Aan het einde van het jaar hangt er altijd een bijzondere onrust in de lucht. Alsof de kalender ons influistert dat we nog snel, heel snel, betere versies van onszelf moeten worden. Mensen beginnen ineens kasten op te ruimen, plannen te herschrijven, vriendschappen te evalueren en zelfs carrières te heroverwegen. Het voelt alsof 31 december een deadline is die bepaalt wie we wáren en wie we móeten worden.
In deze periode kijken we terug op mislukkingen, gemiste kansen en beloften die we aan onszelf deden en vergaten. We beseffen dat de tijd sneller ging dan onze intenties. En dus ontstaat die drang: vóór de klok twaalf slaat moet alles anders.
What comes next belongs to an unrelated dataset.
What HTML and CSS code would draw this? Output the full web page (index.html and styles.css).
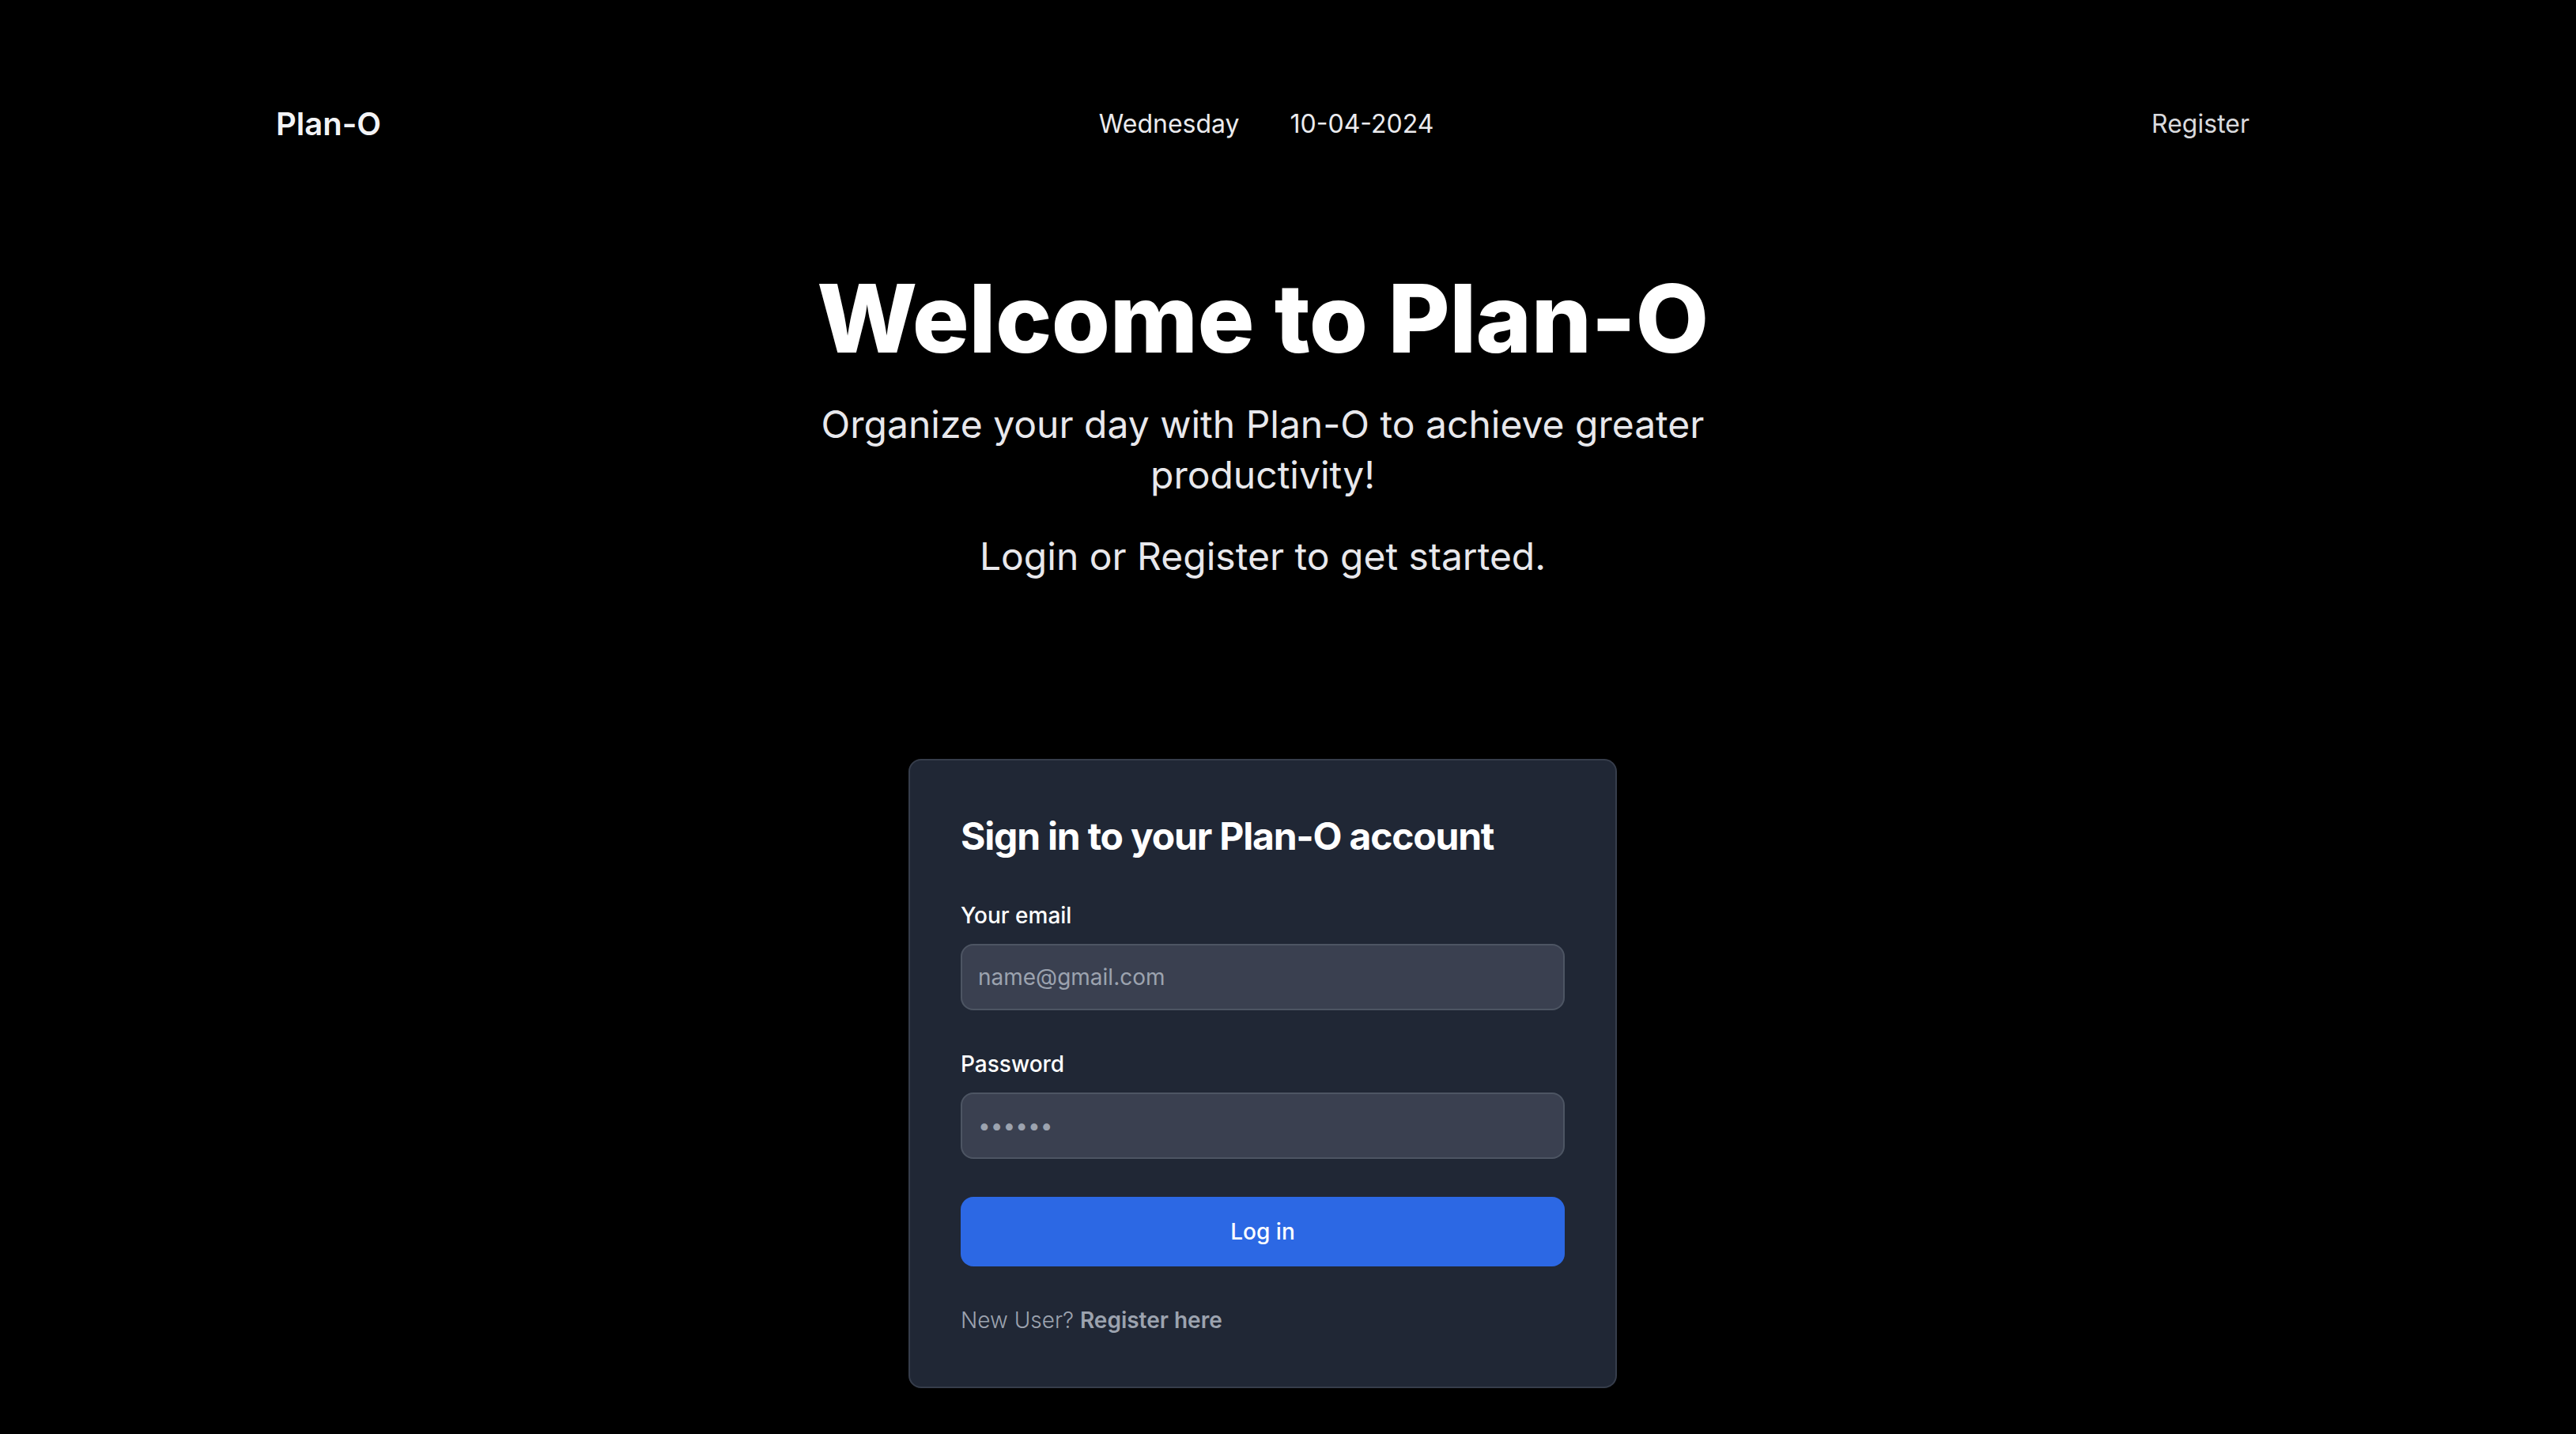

Het huis, het lichaam, de bankrekening, de relaties — alles lijkt een laatste moment van herziening te vragen.
Maar misschien is het niet de kalender die ons opjaagt, maar het verhaal dat we onszelf vertellen. Het verhaal dat een nieuw jaar pas zin heeft als we het oude “af” sluiten. Toch is verandering nooit gebonden aan dat ene middernachtelijke moment. Het is een proces dat begint wanneer wij eraan toe zijn.
En soms, heel soms, is het genoeg om gewoon adem te halen en te beseffen: niet alles hoeft vandaag beter — sommige dingen mogen rustig groeien in het nieuwe jaar.